Making Bath Time Fun!
We've all been there: you once had a child who loved bath time who now is fighting with every ounce of their being to avoid the tub.
Sometimes children go through phases where they simply just don't want stop playing in order to take a bath. There are times though, when bath avoidance may mean something more and become an anxiety-inducing experience, stemming from fears or negative experiences. Fears for little ones can feel very big to them, even if they don't seem so to you. If your child is experiencing bath time fears and/or anxiety, first and foremost it is essential to help them through their fear. The following activities aren't meant to be a replacement or distraction for those very real and very big fears; rather, they're intended to restore your child's love for the bath once you've gotten to the emotional root cause of their upset. And for the kiddos who'd rather play than bathe, these activities can act as great incentives to get in the tub!
Mixing and pouring
Give your children a variety of containers and bottles to use to pour. You can reuse plastic food containers and poke holes in the bottom so that it creates different effects when the water pours out. Use a variety of liquids such as coloured or soapy water. Give them spoons to stir and let them experiment with measuring cups and measuring spoons. They can pretend they are grand chefs at a restaurant creating masterpieces with their mixing and pouring for added imaginative play. Bath paints and colours can also add a lot of excitement to the bath with these activities or on their own.
DIY bath paints
You can create your own bath paints by mixing shaving cream and paint. Put the mixture into a squirt container or paint pots with paintbrushes. We have done shaving cream painting for years outside, but it was so much fun when we decided to bring it into the bath! They will love to make their own creations in the tub. If your little one has sensitive skin, you could make your own bath paints with corn starch, a few drops of paint and a little bit of water. You want to make the consistency so that it is not too runny but also thin enough that you can get it onto the paintbrush. (One part corn starch to a half part water is usually a great way to start with this mixture — you will definitely need to rinse well after!)

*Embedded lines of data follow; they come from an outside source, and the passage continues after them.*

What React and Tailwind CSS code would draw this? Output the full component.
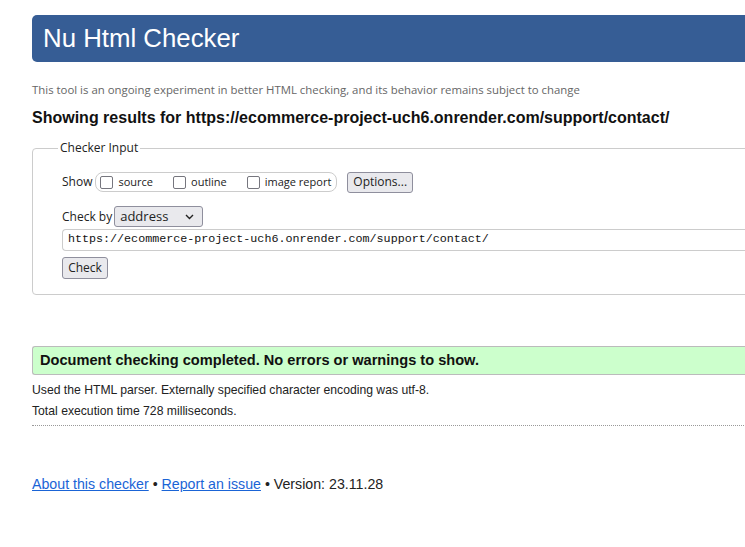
export default function App() {
  const ui = { fontFamily: '"Open Sans", "Noto Sans", sans-serif' };
  const arial = { fontFamily: '"Liberation Sans", Arial, sans-serif' };
  const mono = { fontFamily: '"Liberation Mono", "DejaVu Sans Mono", monospace' };

  const opts = ['source', 'outline', 'image report'];

  return (
    <div className="w-[745px] h-[547px] overflow-hidden bg-white text-[#222]" style={arial}>
      <div className="w-[1000px] pl-[32px] pt-[15px]">
        <div className="h-[47px] rounded-[5px] bg-[#365d95] pl-[11px] flex items-center">
          <h1 className="text-[25.8px] leading-none text-white mt-[1px]" style={arial}>Nu Html Checker</h1>
        </div>

        <p className="mt-[21px] text-[11.4px] leading-[14px] text-[#666]" style={ui}>
          This tool is an ongoing experiment in better HTML checking, and its behavior remains subject to change
        </p>

        <h2 className="mt-[11px] text-[16px] leading-[20px] font-bold text-[#111]">
          Showing results for https://ecommerce-project-uch6.onrender.com/support/contact/
        </h2>

        <fieldset className="mt-[12px] border border-[#ccc] rounded-[4px] pl-[29px] pb-[15px] text-[12px]" style={ui}>
          <legend className="ml-[-4px] px-[2px] text-[12px] leading-[16px] text-[#222]">Checker Input</legend>

          <div className="mt-[15px] flex items-center h-[22px]">
            <span className="text-[12px] mr-[3px]">Show</span>
            <div className="flex items-center h-[20px] border border-[#ccc] rounded-[8px] pl-[4px] pr-[5px]">
              {opts.map((o, i) => (
                <label key={o} className={`flex items-center ${i > 0 ? 'ml-[20px]' : ''}`}>
                  <span className="w-[13px] h-[13px] border-[1.6px] border-[#76767e] rounded-[2px] bg-white"></span>
                  <span className="ml-[5px] text-[11px]">{o}</span>
                </label>
              ))}
            </div>
            <button className="ml-[10px] h-[21px] px-[5px] border border-[#8f8f9d] rounded-[3px] bg-[#e9e9ed] text-[12px] leading-none">
              Options...
            </button>
          </div>

          <div className="mt-[13px] flex items-center h-[21px]">
            <span className="text-[12px] mr-[2px]">Check by</span>
            <div className="w-[89px] h-[21px] border border-[#8f8f9d] rounded-[3px] bg-[#e9e9ed] flex items-center justify-between pl-[5px] pr-[8px]">
              <span className="text-[13px] leading-none">address</span>
              <svg width="9" height="6" viewBox="0 0 9 6" fill="none">
                <path d="M1 1l3.5 3.5L8 1" stroke="#222" strokeWidth="1.4" />
              </svg>
            </div>
          </div>

          <div className="mt-[2px] h-[22px] border border-r-0 border-[#ccc] rounded-l-[4px] flex items-center pl-[5px]">
            <span className="text-[11.7px] leading-none text-[#111]" style={mono}>
              https://ecommerce-project-uch6.onrender.com/support/contact/
            </span>
          </div>

          <button className="mt-[6px] h-[22px] w-[46px] border border-[#8f8f9d] rounded-[3px] bg-[#e9e9ed] text-[12px] leading-none flex items-center justify-center">
            Check
          </button>
        </fieldset>

        <div className="mt-[51px] h-[29px] border border-r-0 border-[#bbb] rounded-l-[3px] bg-[#ccffcc] flex items-center pl-[7px]">
          <span className="text-[14.6px] font-bold text-[#111]">
            Document checking completed. No errors or warnings to show.
          </span>
        </div>

        <p className="mt-[8px] text-[12.2px] leading-[14px]">
          Used the HTML parser. Externally specified character encoding was utf-8.
        </p>
        <p className="mt-[7px] text-[12.2px] leading-[14px]">Total execution time 728 milliseconds.</p>
        <div className="mt-[7px] border-t border-dotted border-[#999]"></div>

        <p className="mt-[49px] text-[14.2px] leading-[18px]">
          <a href="#" className="text-[#1a64d6] underline">About this checker</a>
          {' • '}
          <a href="#" className="text-[#1a64d6] underline">Report an issue</a>
          {' • Version: 23.11.28'}
        </p>
      </div>
    </div>
  );
}
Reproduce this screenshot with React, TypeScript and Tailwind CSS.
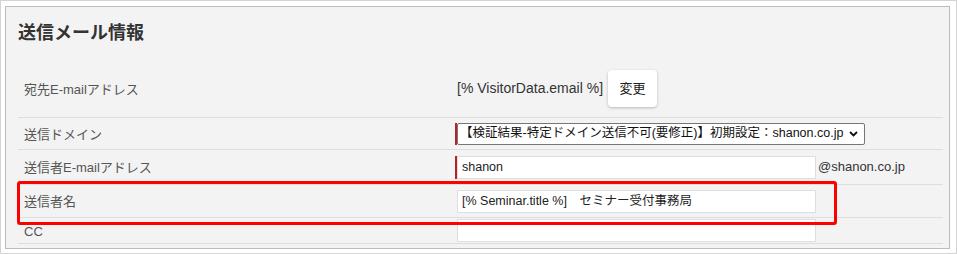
import React from "react";

const FONT = { fontFamily: '"Liberation Sans", "Noto Sans CJK JP", sans-serif' };

function Row({
  label,
  h,
  children,
}: {
  label: string;
  h: string;
  children?: React.ReactNode;
}) {
  return (
    <div className={`flex items-center border-b border-[#dddddd] ${h}`}>
      <div className="w-[437px] pl-[6px] pt-[2px] text-[13px] text-[#555]">{label}</div>
      <div className="flex items-center">{children}</div>
    </div>
  );
}

function TextBox({ value, required }: { value?: string; required?: boolean }) {
  return (
    <div className={`flex ${required ? "border-l-2 border-[#b8212a]" : "pl-[2px]"}`}>
      <div className="flex h-[23px] w-[359px] items-center whitespace-nowrap border border-[#dedede] bg-white pl-[4px] text-[12.5px] text-[#222]">
        {value}
      </div>
    </div>
  );
}

export default function App() {
  return (
    <div style={FONT} className="h-[254px] w-[957px] border border-[#d4d4d4] bg-white pt-[5px] pl-[4px] pr-[6px] pb-[5px]">
      <div className="relative h-[243px] border border-[#bcbcbc] bg-[#f3f3f3] pl-[12px] pr-[6px]">
        <h2 className="pt-[14px] text-[18px] font-bold leading-[24px] text-[#333]">送信メール情報</h2>

        <div className="mt-[15px]">
          <Row label="宛先E-mailアドレス" h="h-[58px]">
            <span className="pl-[2px] text-[14px] text-[#333]">[% VisitorData.email %]</span>
            <button className="ml-[5px] h-[37px] w-[49px] rounded-[4px] bg-white text-[13px] text-[#222] shadow-[0_1px_3px_rgba(0,0,0,0.25)]">
              変更
            </button>
          </Row>

          <Row label="送信ドメイン" h="h-[32px]">
            <div className="flex border-l-2 border-[#b8212a]">
              <div className="flex h-[22px] w-[408px] items-center justify-between whitespace-nowrap rounded-[2px] border border-[#767676] bg-white pl-[2px] pr-[6px] text-[12.5px] text-[#111]">
                <span>【検証結果-特定ドメイン送信不可(要修正)】初期設定：shanon.co.jp</span>
                <svg width="9" height="6" viewBox="0 0 9 6" fill="none">
                  <path d="M1 1l3.5 3.5L8 1" stroke="#111" strokeWidth="1.8" />
                </svg>
              </div>
            </div>
          </Row>

          <Row label="送信者E-mailアドレス" h="h-[35px]">
            <TextBox value="shanon" required />
            <span className="pl-[2px] text-[13px] text-[#333]">@shanon.co.jp</span>
          </Row>

          <Row label="送信者名" h="h-[33px]">
            <TextBox value="[% Seminar.title %]　セミナー受付事務局" />
          </Row>

          <Row label="CC" h="h-[26px]">
            <TextBox />
          </Row>
        </div>

        {/* highlight overlay */}
        <div className="pointer-events-none absolute left-[11px] top-[174px] h-[44px] w-[820px] rounded-[3px] border-[3px] border-[#ff0000]" />
      </div>
    </div>
  );
}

Make bath time a learning experience by talking about what colours they have chosen, what colours they can make by mixing them together, their favorite colours, and playing "I spy" or matching the colours in the bath with objects from around the house.
Give your children a variety of coloured ice cubes to play with in the bath. Let them try to catch them in their hands or another container and watch them melt. For added fun, you can make small ice blocks by using a food storage container and freezing objects inside of the water. You may need to monitor the temperature of the bath as the ice melts but this activity is sure to create a lot of buzz before bathing!
If your child is old enough, talk to them about water freezing and melting. You can have them help you prepare the ice cubes or ice blocks the day before their bath so that they feel involved and they can see what happens to water at different temperatures. This may also get them that much more excited for their bath! Have a warm fluffy towel ready at the end!
A good old-fashioned fun bubble bath, who doesn’t love that?! You can fill the bath with bubbles and give your child some bubble wands to experiment with. To add a little more excitement, you can also give them their own bubble container so that they can blow their own bubbles while in the bubble bath!
Be sure to rinse your child with fresh water after any of these activities to prevent irritation after the bath! When they're all snuggled into bed, maybe you can have a nice (sedate) bath yourself!